— Problem to work on —
List all the lines in these records that hold "this".

— Records supplied —
=-=-=-=-=

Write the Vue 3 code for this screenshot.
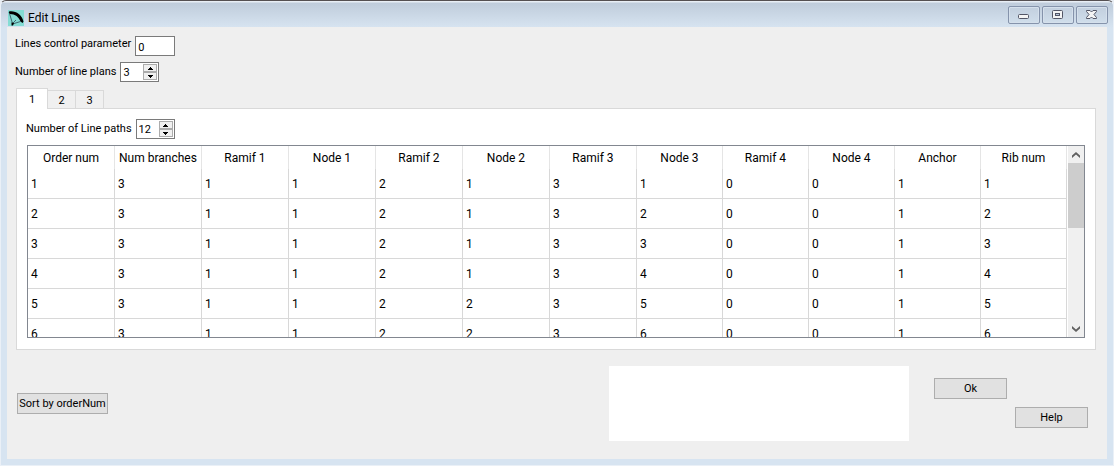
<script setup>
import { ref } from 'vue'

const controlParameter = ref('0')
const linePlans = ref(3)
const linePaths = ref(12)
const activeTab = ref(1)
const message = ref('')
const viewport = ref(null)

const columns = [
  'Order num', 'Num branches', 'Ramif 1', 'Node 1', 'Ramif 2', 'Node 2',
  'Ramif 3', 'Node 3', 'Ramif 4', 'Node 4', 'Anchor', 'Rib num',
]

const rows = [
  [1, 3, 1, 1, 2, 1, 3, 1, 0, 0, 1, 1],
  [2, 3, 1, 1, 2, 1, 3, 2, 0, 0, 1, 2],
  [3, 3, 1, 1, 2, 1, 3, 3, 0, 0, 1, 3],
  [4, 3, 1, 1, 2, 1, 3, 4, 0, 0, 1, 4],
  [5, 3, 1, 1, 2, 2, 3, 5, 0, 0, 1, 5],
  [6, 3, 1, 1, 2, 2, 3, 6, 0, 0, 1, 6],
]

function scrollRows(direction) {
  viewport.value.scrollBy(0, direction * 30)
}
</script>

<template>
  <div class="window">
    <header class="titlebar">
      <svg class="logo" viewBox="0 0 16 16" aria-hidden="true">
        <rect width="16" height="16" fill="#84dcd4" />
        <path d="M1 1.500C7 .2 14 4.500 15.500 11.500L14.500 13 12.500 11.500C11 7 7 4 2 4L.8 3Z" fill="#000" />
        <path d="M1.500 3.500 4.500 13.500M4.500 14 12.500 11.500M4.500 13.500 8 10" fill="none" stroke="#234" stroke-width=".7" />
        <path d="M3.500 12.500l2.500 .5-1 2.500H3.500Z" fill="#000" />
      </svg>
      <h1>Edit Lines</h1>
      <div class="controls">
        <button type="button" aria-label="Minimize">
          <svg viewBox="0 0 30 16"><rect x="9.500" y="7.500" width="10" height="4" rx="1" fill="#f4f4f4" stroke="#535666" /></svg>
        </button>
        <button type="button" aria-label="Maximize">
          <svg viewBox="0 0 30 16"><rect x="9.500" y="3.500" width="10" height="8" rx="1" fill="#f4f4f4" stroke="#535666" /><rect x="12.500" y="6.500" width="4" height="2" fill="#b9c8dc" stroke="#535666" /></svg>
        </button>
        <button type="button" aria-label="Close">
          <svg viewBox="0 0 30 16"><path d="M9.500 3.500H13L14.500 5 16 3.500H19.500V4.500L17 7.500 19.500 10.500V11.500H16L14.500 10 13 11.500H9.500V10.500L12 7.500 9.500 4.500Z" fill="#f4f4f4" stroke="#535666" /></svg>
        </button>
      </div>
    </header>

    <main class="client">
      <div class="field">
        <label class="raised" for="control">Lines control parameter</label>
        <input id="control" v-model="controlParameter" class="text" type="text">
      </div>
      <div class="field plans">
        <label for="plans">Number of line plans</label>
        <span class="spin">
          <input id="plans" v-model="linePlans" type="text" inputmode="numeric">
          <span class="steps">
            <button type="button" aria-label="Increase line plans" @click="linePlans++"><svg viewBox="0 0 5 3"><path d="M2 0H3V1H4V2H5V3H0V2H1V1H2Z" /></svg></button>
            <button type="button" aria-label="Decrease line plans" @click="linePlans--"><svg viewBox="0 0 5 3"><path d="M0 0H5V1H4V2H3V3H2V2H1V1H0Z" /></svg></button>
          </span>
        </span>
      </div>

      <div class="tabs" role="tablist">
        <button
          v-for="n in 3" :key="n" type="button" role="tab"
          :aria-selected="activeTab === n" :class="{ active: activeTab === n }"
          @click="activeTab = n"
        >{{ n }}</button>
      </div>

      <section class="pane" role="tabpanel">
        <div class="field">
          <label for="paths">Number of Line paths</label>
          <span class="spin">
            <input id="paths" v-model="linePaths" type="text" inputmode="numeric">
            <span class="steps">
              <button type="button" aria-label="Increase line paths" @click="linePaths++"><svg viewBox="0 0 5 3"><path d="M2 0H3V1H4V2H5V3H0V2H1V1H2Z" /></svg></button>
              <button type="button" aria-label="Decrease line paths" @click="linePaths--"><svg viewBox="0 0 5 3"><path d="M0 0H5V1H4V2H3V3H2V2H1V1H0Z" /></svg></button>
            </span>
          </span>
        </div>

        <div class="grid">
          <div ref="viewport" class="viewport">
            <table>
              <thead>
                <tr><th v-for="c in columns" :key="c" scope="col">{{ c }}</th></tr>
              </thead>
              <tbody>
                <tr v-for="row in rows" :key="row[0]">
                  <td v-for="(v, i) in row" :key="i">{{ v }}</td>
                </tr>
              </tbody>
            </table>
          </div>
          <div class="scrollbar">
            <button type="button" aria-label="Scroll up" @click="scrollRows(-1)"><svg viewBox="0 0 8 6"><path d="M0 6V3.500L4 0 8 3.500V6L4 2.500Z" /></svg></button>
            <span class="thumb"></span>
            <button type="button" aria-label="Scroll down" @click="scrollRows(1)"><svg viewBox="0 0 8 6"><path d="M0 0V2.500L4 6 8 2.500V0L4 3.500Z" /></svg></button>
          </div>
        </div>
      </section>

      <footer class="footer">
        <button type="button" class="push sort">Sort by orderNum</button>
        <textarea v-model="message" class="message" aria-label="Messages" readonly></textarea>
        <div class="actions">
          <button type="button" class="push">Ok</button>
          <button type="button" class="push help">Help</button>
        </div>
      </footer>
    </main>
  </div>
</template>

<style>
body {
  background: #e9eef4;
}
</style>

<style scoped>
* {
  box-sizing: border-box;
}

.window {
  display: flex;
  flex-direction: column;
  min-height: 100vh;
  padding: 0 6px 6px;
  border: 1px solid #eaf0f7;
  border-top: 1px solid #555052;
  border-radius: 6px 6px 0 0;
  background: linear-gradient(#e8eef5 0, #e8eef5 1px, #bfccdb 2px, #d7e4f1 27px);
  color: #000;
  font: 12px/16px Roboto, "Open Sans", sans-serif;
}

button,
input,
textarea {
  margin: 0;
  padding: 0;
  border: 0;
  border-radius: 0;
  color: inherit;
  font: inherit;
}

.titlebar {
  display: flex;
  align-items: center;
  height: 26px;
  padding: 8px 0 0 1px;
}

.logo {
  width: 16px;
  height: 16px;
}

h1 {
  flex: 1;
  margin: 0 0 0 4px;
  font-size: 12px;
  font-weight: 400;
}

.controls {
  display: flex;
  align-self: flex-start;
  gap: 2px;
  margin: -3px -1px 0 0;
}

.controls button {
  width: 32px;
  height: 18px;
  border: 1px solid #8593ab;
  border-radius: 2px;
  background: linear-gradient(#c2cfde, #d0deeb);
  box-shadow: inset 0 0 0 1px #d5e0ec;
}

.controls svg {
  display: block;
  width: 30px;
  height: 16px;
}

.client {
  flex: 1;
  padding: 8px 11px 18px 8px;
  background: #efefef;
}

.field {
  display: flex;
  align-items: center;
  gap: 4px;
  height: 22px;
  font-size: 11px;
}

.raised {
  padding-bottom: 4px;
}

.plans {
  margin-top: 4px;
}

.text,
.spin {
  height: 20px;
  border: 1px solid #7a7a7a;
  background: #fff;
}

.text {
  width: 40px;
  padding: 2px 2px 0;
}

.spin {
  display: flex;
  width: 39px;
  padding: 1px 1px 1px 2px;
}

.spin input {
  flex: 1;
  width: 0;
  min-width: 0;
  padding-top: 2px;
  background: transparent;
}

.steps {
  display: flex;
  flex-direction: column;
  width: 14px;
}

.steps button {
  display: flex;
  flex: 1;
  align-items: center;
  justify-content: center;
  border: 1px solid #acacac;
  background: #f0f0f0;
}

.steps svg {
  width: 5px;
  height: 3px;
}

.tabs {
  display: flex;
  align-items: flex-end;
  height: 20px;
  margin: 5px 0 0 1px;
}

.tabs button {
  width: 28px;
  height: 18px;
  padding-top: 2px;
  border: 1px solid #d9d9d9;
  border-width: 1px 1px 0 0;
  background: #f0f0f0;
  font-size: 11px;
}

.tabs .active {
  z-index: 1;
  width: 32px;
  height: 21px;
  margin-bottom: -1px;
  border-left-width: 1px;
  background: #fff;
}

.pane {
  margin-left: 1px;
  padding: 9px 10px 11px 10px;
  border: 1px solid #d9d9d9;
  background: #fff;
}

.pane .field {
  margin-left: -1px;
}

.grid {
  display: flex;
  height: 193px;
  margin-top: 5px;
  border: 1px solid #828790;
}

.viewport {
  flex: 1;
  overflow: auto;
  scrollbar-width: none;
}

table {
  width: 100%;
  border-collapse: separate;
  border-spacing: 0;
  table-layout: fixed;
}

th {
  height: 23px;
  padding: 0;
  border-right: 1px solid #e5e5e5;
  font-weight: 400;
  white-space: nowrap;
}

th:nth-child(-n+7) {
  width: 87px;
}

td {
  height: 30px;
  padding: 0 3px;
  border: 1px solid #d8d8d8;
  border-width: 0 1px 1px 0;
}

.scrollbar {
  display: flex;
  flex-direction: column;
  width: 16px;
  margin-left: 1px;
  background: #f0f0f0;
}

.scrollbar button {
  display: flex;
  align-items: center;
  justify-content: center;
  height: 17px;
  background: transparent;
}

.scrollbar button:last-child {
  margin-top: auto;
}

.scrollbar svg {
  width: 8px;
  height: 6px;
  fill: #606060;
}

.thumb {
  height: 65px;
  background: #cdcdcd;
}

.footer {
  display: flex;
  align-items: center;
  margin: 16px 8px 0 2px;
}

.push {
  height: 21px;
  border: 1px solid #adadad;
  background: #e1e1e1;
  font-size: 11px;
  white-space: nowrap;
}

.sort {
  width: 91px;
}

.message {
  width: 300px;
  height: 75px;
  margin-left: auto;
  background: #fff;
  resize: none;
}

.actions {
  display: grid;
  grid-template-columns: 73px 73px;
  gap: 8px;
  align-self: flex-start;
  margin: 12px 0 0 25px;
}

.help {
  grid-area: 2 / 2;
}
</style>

=-=-=-=-=

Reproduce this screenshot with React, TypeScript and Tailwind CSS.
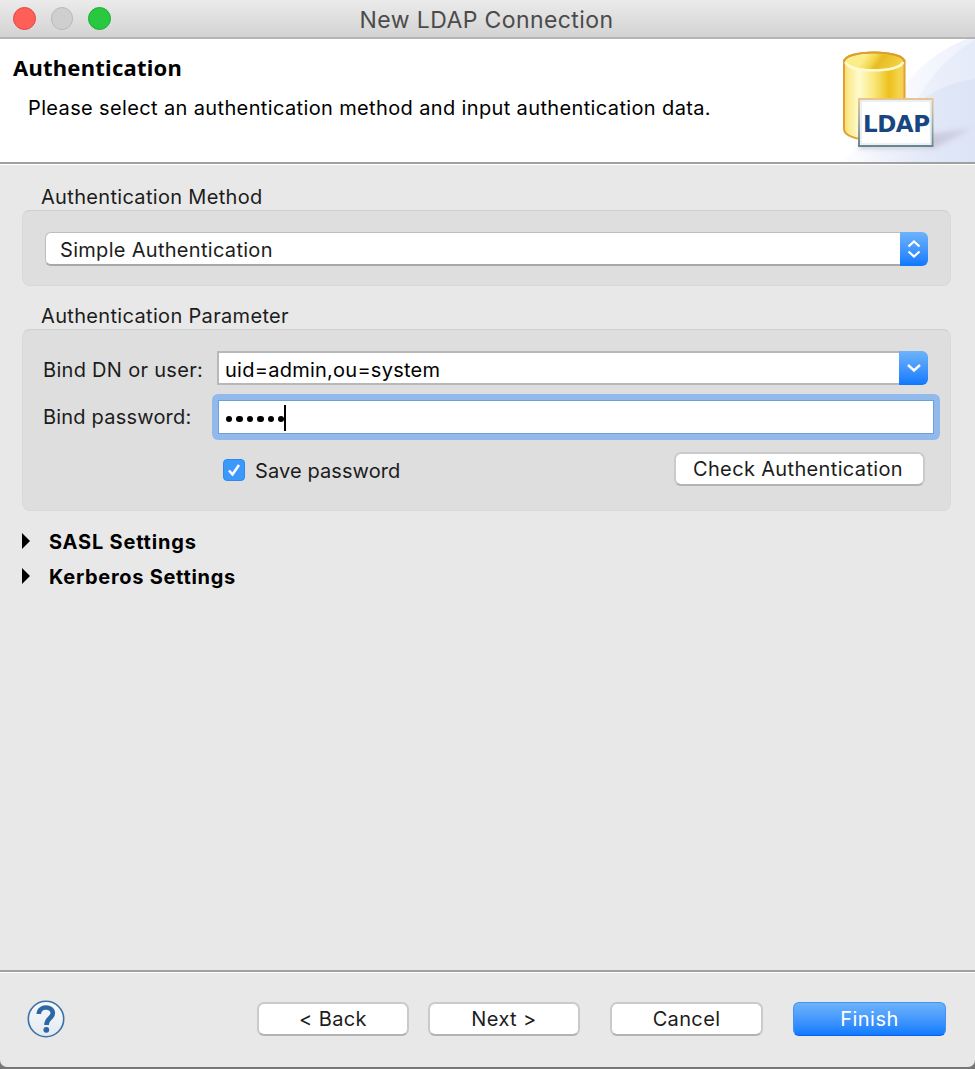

=-=-=-=-=

— Correct answer —
Write the Vue 3 code for this screenshot.
Reproduce this screenshot with React, TypeScript and Tailwind CSS.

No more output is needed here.